Liu Ye, editor of internatio­nal affairs at Sanlian Life Week magazine in Beijing

I remember the day of the referendum. It was very hot in Beijing that morning and I had gone to a meeting with my publishing agent. I kept checking the BBC app on my phone for news. Finally, after leaving the meeting, while waiting for a taxi, my phone buzzed – the UK had chosen to leave.

Suddenly I was reminded of an old Yugoslav film, Walter Defends Sarajevo, which was very popular in China in the 1970s. There is a famous line that many Chinese people will remember: “The air is shaking, as if the sky is going to burn. The storm is coming.”

Within a few hours, I published an article titled “The storm is coming”. It was read by more than 100,000 people in just one hour. Later, I persuaded my editor to do a cover story on Brexit. We put that out within 72 hours, under the headline: “Brexit: are we facing the reversal of globalisat­ion?” That edition sold almost 200,000 copies – even more than our report on Donald Trump’s presidenti­al win.

Not many Chinese people care about the technical or legal details of the Brexit deal, but the saga has made an impression. The reputation of British democracy has suffered. If you ask someone on the streets of Beijing what they think of Brexit, they might say: “Democracy only leads to confusion.” I know that’s not true, but it is difficult to change their impression.

For the past two or three decades, the US and Britain have been cultural symbols in Chinese people’s eyes: the US powerful, rich, enviable; the UK exquisite, elegant. Public intellectu­als, especially liberals, talk about the British style of constituti­onalism, comparing it to our Soviet-style totalitari­an regime. Students know more about Winston Churchill and Margaret Thatcher than JFK or Bill Clinton. That is real “soft power”.

But now this image has collapsed. In the Brexit farce, there is no Churchill or Thatcher, only a dozen mediocre politician­s, none of whom want to take responsibi­lity or unite the nation.

This has encouraged the nationalis­ts in China, especially the young generation born after 1989. With the “help” of the great firewall, they knew little about the inner crisis of their own country. But they see that China now has more aircraft carriers, more missiles and more hi-tech fighters, while the UK is trapped in the wallows of Brexit. There is an inner voice in their hearts: “Now we are strong. They are weak. We have nothing to learn from them.” That’s the danger.

Today, no one really cares about Boris Johnson, but since he was the one who called for Brexit at the beginning, Chinese people will be interested to see how he can turn his commitment into reality.As told to Lily Kuo

France: ‘Once, we used to hold up British parliament­ary life as the Rolls-Royce of liberal democracy’

Sylvie Kauffmann, editorial director and contributo­r, Le Monde

First, I should say that we French Europeans are grateful to our British friends for making sure one word has exited our vocabulary: Frexit.
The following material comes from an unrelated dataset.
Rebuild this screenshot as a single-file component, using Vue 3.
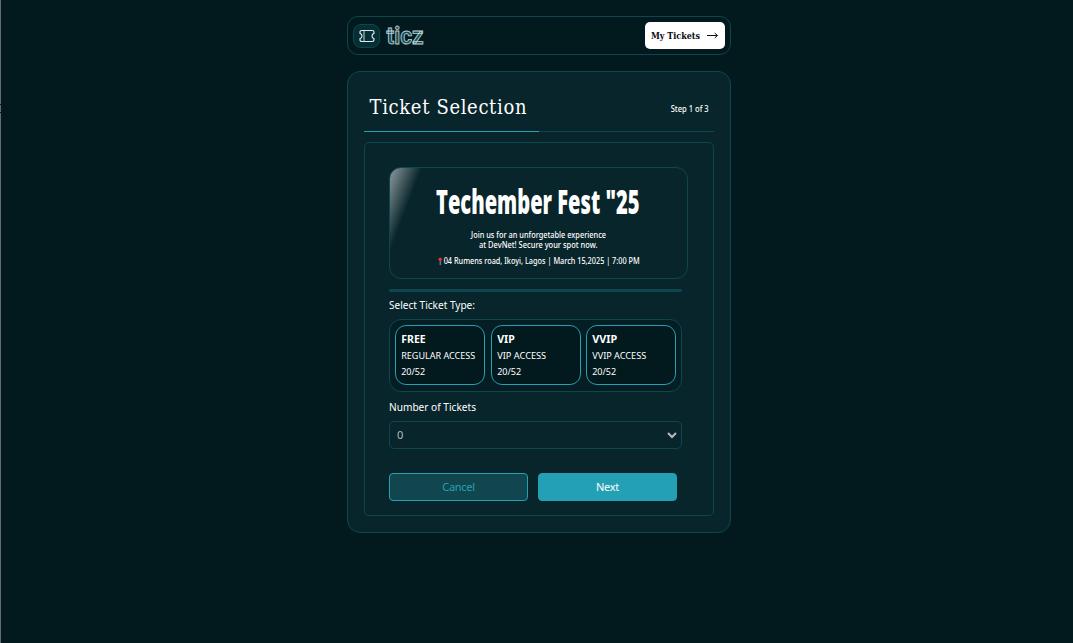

For Brexit has made Frexit impossible. Four years ago, Marine Le Pen could still float the Frexit temptation and lead some of her supporters to believe that leaving the EU would somehow solve France’s problems.

By the time she launched her campaign for the 2017 presidenti­al election, the Brexit referendum had already had one effect: the Front National leader no longer dared push her Frexit argument any more, confining herself instead to attacking the euro and advocating a return to the old franc. Even this proved a bad idea.

In the last TV debate between the two rounds of the election, Emmanuel Macron crushed Le Pen by proving how incoherent her idea of a French paradise outside the eurozone actually was. It took a year for her to recover, and two years for her party – now renamed National Rally – to produce a programme admitting that leaving the euro was “not a priority any more”.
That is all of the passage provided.